[A run of records]
# # # #

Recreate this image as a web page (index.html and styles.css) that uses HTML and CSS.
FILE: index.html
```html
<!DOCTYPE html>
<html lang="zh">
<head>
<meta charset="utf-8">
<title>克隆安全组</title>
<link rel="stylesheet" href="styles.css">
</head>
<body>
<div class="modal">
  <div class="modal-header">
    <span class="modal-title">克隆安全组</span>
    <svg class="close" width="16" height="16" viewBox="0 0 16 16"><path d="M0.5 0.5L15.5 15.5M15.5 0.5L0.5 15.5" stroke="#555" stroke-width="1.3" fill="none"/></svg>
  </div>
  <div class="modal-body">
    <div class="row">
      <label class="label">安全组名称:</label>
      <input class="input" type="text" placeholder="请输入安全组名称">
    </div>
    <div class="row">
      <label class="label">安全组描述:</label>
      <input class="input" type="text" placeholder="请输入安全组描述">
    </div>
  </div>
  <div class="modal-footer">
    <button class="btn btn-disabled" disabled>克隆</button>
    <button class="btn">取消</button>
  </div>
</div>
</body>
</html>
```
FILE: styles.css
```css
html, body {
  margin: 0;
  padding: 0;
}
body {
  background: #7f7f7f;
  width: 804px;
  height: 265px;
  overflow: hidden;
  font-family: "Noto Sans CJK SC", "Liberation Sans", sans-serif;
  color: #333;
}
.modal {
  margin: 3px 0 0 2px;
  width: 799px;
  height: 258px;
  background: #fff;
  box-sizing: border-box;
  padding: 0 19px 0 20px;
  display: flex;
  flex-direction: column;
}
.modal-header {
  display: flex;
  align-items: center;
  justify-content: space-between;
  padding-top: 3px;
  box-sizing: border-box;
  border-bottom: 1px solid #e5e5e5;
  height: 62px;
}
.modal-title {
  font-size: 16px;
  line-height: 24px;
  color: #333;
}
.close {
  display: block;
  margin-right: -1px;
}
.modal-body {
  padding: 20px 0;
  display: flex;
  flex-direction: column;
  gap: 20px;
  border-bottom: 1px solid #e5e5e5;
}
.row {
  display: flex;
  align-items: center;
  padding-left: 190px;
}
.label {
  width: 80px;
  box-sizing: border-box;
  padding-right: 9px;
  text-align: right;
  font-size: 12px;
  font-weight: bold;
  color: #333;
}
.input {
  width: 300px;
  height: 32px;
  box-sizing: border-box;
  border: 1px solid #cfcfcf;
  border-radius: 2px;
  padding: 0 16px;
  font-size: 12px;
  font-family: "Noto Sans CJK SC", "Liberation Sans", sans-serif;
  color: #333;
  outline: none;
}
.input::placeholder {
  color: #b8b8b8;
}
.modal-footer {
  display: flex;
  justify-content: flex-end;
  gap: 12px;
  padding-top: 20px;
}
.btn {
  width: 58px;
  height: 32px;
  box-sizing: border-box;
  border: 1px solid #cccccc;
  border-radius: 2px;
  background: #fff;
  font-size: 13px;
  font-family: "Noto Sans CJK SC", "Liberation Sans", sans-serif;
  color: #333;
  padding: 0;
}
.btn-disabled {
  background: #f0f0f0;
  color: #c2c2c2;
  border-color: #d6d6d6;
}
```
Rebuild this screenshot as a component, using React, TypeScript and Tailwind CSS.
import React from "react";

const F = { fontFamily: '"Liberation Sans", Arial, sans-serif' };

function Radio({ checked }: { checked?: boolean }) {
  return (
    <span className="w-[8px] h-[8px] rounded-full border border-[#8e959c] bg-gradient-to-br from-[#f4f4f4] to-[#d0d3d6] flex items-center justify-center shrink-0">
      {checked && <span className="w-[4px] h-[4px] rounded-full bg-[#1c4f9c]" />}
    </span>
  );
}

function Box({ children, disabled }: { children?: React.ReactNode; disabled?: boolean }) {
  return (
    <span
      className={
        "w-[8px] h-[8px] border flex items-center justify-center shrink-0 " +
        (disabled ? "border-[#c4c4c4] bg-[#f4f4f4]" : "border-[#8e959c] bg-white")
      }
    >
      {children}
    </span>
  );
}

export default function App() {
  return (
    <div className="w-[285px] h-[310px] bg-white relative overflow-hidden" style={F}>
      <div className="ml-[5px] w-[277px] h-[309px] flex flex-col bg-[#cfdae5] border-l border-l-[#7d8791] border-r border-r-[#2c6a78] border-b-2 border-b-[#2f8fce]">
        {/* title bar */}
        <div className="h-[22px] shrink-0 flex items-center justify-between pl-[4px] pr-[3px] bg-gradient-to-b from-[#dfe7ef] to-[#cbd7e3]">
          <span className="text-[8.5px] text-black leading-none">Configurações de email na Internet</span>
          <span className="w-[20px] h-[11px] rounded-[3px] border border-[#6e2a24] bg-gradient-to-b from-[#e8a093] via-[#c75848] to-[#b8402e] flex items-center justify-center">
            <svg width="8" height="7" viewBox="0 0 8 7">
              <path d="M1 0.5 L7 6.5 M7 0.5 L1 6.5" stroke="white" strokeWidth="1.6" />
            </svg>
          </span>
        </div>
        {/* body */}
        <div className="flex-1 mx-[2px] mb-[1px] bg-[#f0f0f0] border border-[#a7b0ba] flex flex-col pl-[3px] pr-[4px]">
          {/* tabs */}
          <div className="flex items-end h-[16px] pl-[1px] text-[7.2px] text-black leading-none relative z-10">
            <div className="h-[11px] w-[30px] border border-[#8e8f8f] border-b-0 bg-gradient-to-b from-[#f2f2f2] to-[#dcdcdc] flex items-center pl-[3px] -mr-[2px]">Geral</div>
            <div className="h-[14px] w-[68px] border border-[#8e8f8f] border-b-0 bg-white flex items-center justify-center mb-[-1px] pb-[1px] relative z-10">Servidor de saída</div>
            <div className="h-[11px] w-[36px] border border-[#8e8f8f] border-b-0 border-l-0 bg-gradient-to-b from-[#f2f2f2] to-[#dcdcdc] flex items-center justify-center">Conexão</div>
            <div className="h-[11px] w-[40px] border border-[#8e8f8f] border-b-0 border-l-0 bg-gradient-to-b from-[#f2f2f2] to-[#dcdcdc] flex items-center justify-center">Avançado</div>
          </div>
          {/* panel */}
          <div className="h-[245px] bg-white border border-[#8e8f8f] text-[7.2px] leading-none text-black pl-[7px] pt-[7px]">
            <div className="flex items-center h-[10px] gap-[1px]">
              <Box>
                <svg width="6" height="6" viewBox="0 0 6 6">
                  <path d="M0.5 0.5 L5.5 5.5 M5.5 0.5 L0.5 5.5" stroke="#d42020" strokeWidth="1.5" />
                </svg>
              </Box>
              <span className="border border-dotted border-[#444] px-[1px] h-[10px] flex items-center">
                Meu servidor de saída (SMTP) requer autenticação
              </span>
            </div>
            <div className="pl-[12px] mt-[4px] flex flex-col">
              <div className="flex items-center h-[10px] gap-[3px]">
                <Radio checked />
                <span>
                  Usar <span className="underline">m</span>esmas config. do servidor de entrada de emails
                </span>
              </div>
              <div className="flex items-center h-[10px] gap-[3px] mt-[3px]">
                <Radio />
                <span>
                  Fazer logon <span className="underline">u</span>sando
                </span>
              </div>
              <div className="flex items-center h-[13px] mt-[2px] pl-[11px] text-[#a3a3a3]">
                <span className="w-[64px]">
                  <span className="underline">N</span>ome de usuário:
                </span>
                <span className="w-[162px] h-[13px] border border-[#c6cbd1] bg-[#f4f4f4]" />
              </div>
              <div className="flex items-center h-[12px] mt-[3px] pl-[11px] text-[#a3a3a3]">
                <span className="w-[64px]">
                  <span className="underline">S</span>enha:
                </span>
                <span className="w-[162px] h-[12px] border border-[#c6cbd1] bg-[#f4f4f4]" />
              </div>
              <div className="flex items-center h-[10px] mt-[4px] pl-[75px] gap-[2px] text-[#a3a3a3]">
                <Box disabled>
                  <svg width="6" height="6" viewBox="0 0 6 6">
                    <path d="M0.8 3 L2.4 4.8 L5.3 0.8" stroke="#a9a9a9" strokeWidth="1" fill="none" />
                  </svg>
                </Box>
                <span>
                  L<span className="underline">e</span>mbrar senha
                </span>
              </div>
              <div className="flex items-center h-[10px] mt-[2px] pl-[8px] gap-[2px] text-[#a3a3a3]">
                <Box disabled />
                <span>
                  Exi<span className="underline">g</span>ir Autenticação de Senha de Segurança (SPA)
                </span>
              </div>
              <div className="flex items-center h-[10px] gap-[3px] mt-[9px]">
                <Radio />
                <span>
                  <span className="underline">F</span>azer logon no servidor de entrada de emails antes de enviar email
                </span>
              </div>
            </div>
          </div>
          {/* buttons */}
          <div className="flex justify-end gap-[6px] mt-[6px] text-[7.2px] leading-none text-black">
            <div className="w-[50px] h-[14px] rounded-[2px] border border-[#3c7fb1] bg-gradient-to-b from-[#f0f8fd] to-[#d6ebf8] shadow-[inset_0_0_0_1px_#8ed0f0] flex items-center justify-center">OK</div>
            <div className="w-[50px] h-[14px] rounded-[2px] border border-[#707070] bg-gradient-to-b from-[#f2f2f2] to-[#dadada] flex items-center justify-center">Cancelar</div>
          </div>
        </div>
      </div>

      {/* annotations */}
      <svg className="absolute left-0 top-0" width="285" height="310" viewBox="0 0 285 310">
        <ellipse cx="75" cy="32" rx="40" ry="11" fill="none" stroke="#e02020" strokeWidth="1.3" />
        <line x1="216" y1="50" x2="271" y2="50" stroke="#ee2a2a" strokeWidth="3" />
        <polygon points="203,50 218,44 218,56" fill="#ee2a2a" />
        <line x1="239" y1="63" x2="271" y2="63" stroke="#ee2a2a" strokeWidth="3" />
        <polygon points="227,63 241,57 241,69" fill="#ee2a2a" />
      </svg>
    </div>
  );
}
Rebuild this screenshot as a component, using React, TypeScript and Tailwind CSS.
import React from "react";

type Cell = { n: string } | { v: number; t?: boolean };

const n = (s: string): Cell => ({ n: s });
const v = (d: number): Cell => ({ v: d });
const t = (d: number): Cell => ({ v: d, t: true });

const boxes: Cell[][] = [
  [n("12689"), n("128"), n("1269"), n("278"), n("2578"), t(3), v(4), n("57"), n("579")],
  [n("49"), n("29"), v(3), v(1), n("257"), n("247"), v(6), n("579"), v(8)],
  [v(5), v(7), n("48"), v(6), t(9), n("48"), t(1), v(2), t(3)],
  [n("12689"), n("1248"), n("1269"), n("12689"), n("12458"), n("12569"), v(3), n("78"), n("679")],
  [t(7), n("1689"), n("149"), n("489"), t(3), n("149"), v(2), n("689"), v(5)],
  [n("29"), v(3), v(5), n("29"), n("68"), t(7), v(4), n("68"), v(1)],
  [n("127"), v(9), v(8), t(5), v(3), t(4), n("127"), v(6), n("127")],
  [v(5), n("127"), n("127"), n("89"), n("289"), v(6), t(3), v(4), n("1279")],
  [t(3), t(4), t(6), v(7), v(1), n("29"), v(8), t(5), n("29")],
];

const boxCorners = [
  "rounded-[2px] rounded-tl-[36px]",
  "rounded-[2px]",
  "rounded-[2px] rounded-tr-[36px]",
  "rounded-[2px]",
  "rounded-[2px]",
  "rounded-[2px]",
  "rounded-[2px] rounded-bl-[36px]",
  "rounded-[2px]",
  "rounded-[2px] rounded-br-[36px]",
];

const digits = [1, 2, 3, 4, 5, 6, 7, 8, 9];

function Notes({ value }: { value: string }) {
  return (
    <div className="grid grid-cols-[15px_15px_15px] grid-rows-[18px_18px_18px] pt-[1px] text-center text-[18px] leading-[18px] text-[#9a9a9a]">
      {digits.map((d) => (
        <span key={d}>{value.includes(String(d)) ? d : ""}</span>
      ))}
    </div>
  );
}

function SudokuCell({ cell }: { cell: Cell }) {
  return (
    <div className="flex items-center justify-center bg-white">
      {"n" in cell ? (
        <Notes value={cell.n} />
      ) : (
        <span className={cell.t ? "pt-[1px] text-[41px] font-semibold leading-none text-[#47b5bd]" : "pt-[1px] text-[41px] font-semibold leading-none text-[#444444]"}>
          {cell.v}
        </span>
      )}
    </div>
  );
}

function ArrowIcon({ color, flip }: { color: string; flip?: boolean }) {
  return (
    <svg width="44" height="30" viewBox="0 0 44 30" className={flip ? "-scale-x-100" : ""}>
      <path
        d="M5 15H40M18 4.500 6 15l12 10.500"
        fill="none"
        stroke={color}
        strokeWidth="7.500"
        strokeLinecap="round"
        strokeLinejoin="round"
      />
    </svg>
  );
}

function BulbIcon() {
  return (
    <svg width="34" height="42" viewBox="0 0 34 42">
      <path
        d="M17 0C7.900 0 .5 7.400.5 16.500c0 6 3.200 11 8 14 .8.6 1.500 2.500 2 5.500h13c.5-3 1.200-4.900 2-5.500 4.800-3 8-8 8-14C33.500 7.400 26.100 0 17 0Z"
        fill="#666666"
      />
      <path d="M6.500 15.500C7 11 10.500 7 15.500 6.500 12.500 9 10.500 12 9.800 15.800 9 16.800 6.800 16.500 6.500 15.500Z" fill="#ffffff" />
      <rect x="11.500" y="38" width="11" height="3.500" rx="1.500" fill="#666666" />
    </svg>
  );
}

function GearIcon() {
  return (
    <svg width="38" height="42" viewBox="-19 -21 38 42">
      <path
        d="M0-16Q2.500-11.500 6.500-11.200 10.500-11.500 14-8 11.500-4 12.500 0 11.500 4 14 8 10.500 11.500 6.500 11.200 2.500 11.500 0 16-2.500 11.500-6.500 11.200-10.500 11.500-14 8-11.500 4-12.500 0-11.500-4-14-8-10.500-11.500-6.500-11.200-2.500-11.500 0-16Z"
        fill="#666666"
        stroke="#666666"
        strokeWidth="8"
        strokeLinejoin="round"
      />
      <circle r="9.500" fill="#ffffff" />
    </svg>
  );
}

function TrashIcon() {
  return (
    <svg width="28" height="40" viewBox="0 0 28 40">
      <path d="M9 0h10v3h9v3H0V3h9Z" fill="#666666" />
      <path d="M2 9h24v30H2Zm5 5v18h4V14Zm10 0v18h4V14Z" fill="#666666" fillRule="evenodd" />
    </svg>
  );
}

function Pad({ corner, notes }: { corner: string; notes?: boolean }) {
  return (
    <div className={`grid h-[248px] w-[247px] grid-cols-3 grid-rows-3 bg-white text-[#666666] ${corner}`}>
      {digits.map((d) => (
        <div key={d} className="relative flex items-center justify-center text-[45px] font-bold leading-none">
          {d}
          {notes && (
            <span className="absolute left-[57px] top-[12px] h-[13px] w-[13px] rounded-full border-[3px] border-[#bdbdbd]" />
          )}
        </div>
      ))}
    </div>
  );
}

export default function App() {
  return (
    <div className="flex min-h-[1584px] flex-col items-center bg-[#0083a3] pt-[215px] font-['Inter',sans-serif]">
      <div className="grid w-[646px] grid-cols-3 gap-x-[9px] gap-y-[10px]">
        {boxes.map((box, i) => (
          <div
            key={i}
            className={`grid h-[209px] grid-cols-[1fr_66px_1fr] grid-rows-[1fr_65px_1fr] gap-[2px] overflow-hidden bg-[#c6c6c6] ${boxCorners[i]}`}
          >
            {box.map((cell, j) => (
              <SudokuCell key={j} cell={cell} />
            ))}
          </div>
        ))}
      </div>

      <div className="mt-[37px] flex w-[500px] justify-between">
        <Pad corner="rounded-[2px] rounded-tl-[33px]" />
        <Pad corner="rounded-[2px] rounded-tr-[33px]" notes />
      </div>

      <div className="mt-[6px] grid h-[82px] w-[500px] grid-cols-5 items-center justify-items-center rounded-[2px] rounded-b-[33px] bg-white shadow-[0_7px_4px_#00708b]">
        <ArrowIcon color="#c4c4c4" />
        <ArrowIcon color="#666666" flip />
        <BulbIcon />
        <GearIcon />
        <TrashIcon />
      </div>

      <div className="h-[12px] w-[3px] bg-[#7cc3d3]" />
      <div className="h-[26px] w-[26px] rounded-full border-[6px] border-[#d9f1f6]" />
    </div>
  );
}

# # # #

▸ **What this task involves**: Search the preceding listing for "index" and extract every line where it is found.

▸ **The result**:
Recreate this image as a web page (index.html and styles.css) that uses HTML and CSS.
FILE: index.html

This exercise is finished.